▸ **Task to complete**: Please transcribe the listing below in full and word for word, without its pictures.

=======

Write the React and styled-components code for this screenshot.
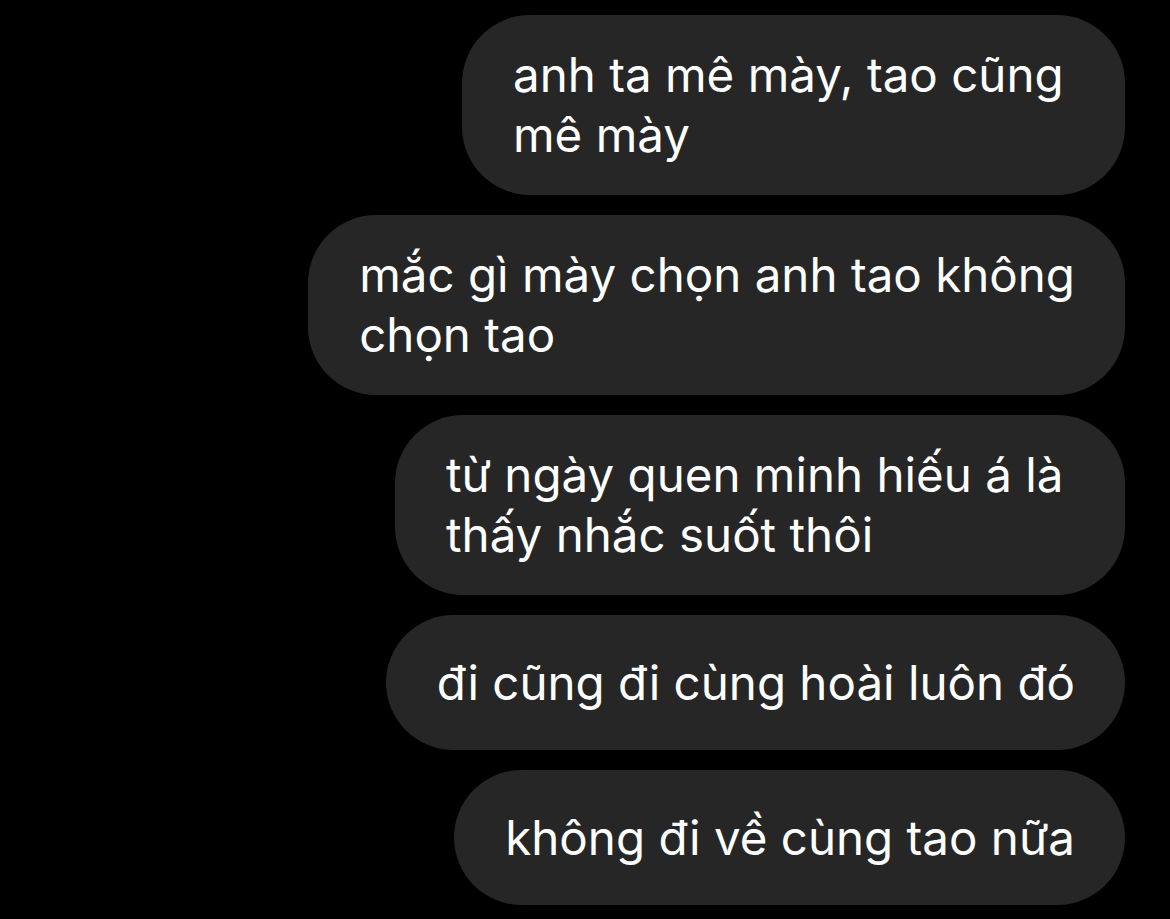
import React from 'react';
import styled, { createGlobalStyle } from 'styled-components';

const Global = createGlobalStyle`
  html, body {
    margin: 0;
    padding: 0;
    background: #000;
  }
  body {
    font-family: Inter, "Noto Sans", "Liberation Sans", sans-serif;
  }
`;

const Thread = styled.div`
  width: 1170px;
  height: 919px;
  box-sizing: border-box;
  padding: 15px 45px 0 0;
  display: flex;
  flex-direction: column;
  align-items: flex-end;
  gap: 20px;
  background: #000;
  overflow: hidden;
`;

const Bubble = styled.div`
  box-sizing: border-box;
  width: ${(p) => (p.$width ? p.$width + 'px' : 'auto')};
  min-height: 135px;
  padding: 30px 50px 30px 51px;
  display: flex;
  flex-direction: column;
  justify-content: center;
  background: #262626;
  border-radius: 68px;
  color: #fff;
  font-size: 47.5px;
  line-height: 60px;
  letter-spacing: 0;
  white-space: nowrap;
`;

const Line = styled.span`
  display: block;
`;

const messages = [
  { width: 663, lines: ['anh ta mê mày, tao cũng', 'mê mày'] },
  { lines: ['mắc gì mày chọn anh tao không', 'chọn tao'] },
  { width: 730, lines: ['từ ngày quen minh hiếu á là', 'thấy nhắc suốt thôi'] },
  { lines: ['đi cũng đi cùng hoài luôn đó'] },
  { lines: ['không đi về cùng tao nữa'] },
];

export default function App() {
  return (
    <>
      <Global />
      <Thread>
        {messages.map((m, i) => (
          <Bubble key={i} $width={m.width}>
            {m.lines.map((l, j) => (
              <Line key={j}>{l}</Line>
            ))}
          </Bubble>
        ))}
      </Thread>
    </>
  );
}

=======

▸ **Response to this task**:
Write the React and styled-components code for this screenshot.
import React from 'react';
import styled, { createGlobalStyle } from 'styled-components';

const Global = createGlobalStyle`
  html, body {
    margin: 0;
    padding: 0;
    background: #000;
  }
  body {
    font-family: Inter, "Noto Sans", "Liberation Sans", sans-serif;
  }
`;

const Thread = styled.div`
  width: 1170px;
  height: 919px;
  box-sizing: border-box;
  padding: 15px 45px 0 0;
  display: flex;
  flex-direction: column;
  align-items: flex-end;
  gap: 20px;
  background: #000;
  overflow: hidden;
`;

const Bubble = styled.div`
  box-sizing: border-box;
  width: ${(p) => (p.$width ? p.$width + 'px' : 'auto')};
  min-height: 135px;
  padding: 30px 50px 30px 51px;
  display: flex;
  flex-direction: column;
  justify-content: center;
  background: #262626;
  border-radius: 68px;
  color: #fff;
  font-size: 47.5px;
  line-height: 60px;
  letter-spacing: 0;
  white-space: nowrap;
`;

const Line = styled.span`
  display: block;
`;

const messages = [
  { width: 663, lines: ['anh ta mê mày, tao cũng', 'mê mày'] },
  { lines: ['mắc gì mày chọn anh tao không', 'chọn tao'] },
  { width: 730, lines: ['từ ngày quen minh hiếu á là', 'thấy nhắc suốt thôi'] },
  { lines: ['đi cũng đi cùng hoài luôn đó'] },
  { lines: ['không đi về cùng tao nữa'] },
];

export default function App() {
  return (
    <>
      <Global />
      <Thread>
        {messages.map((m, i) => (
          <Bubble key={i} $width={m.width}>
            {m.lines.map((l, j) => (
              <Line key={j}>{l}</Line>
            ))}
          </Bubble>
        ))}
      </Thread>
    </>
  );
}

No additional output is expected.